8.      Makna umum dan khusus
Makna umum sama dengan makna dasar, sedangkan makna khusus sama dengan makna tambahan akibat penggunaannya dalam konteks tertentu. Meskipun demikian, makna umum tidak mutlak hilang, tetapi tidak terkandung dalam makna khusus.
Perhatikan contoh berikut!
Makna Umum
Makna khusus
Melihat (mengarahkan mata)
1.melihat dari dekat (memerhatikan)
2. melihat secara langsung di lapangan (meninjau ke suatu objek)
3. melihat dari kejauhan (memandang)
4. melihat dengan ekor mata (mengerling)
5. melihat dengan membuka mata lebar-lebar (membelalak)
6. melihat dengan menggerakkan mata ke kiri atau kekanan (melirik)
7. melihat dari celah atau lubang (mengintip)

Memahami Kalimat yang Ambigu
            Ambigu mempunyai arti bermakna ganda. Contoh kalimat yang memiliki makna ambigu adalah kalimat berikut.
Warga baru sadar setelah longsor kedua dating
Kalimat tersebut dikatakan ambigu karena dapat ditafsirkan sebagai berikut.
1.      Warga itu baru sadar setelah longsor yang kedua dating.
2.      Warga yang baru itu sadar setelah longsor yang kedua dating.

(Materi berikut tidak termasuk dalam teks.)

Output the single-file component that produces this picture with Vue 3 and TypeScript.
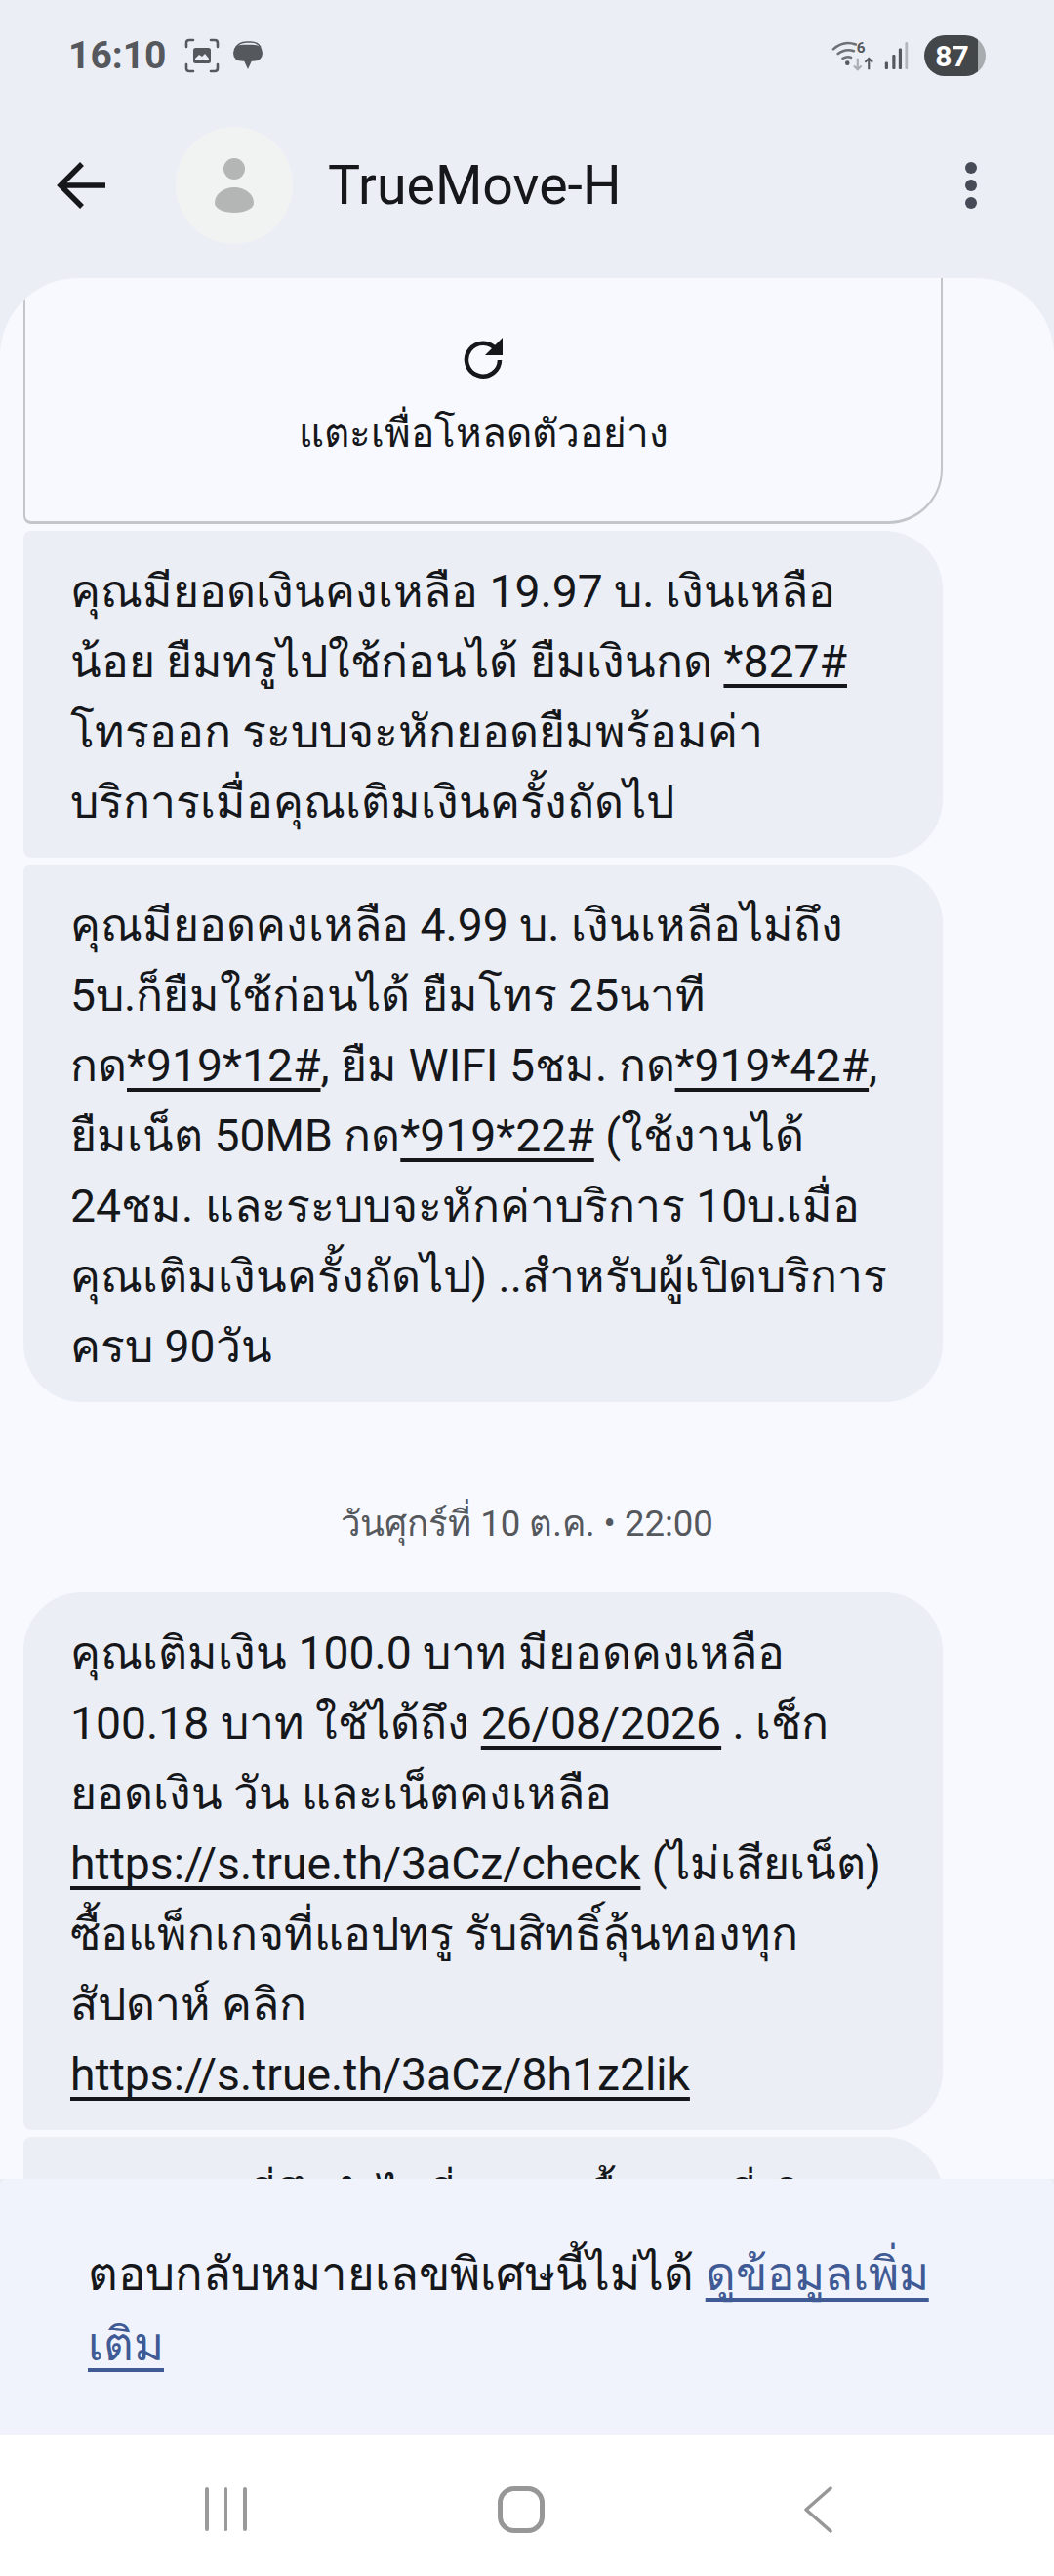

Kegandaan makna juga terjadi dalam kata polisemi. Akan tetapi, kegandaan makna dalam polisemi berasal dari kata, sedangkan kegandaan makna dalam ambiguitas berasal dari satuan gramatikal yang lebih besar, yaitu frasa atau kalimat dan terjadi sebagai akibat penafsiran struktur gramatikal yang berbeda.
Untuk lebih memahami, perhatikan beberapa contoh frasa atau kalimat yang ambigu berikut.
1.      Orang malas lewat di sana. (kalimat), dapat ditafsirkan:
a.       Jarang ada orang yang mau lewat di sana
b.      Yang mau lewat di sana hanya orang yang malas
2.      Buku sejarah baru terbit Minggu ini. (frasa), dapat ditafsirkan:
a.       Buku sejarah itu baru terbit Minggu ini
b.      Buku yang berisi sejarah baru (bukan sejarah yang lama) baru terbit Minggu ini
Untuk menghindari kesalahan penafsiran seperti contoh di atas, dalam pengungkapannya, penutur sebaiknya mengucapkan dengan intonasi yang tepat (dalam penuturan lisan), dan dalam bahasa tulis pengguna bahasa dapat menggunakan tanda penghubung pada bagian-bagian yang ambigu.
Menggunakan Ungkapan dan Peribahasa
            Ungkapan adalah kata-kata yang bermakna kiasan atau idiomatical. Kridalaksana (1993) menjelaskan bahwa idiomatical adalah sifat konstruksi dari unsur-unsur yang saling memilih, dimana masing-masing merupakan satuan gramatikal lain. Misalnya kambing hitam dalam kalimat, Dalam peristiwa kebakaran itu Hansip menjadi kambing hitam, padahal mereka tidak tahu apa-apa. Di sini makna kambing hitam tidak sama dengan kambing maupun hitam. Adapun pribahasa adalah kalimat atau penggalan kalimat yang telah membeku bentuk, makna, dan fungsinya dalam masyarakat. Peribahasa bersifat diwariskan turun temurun yang digunakan untuk penghias karangan, penguat maksud karangan, pemberi nasihat, dan merupakan pengajaran atau pedoman hidup (Kridalaksana: 1993).
            Perhatikan kutipan cerpen “Air Mata Rembulan” karya Saefulloh M.Satori berikut!
“Yesterday is over. Jangan bawa aku terlalu jauh. Biar beribu kata kau ucap, tak akan mengubah pendirianku walau sejengkal ujung jari. Anjing menggonggong, kafilah berlalu.”
“Anda memang keras kepala”
“Biarin!
“Dasar pengecut, mental tempe”!
“biarin! Biarin! Biarin… pergi kau, jangan usik aku lagi. Yesterday is over. Let me alone forever, please..!!

Pada kutipan dan penggalan cerpen tersebut, ditemukan ungkapan dan peribahasa. ungkapan yang ditemukan adalah keras kepala dan mental tempe, sedangkan peribahasa yang ditemukan adalah anjing menggonggong kafilah berlalu.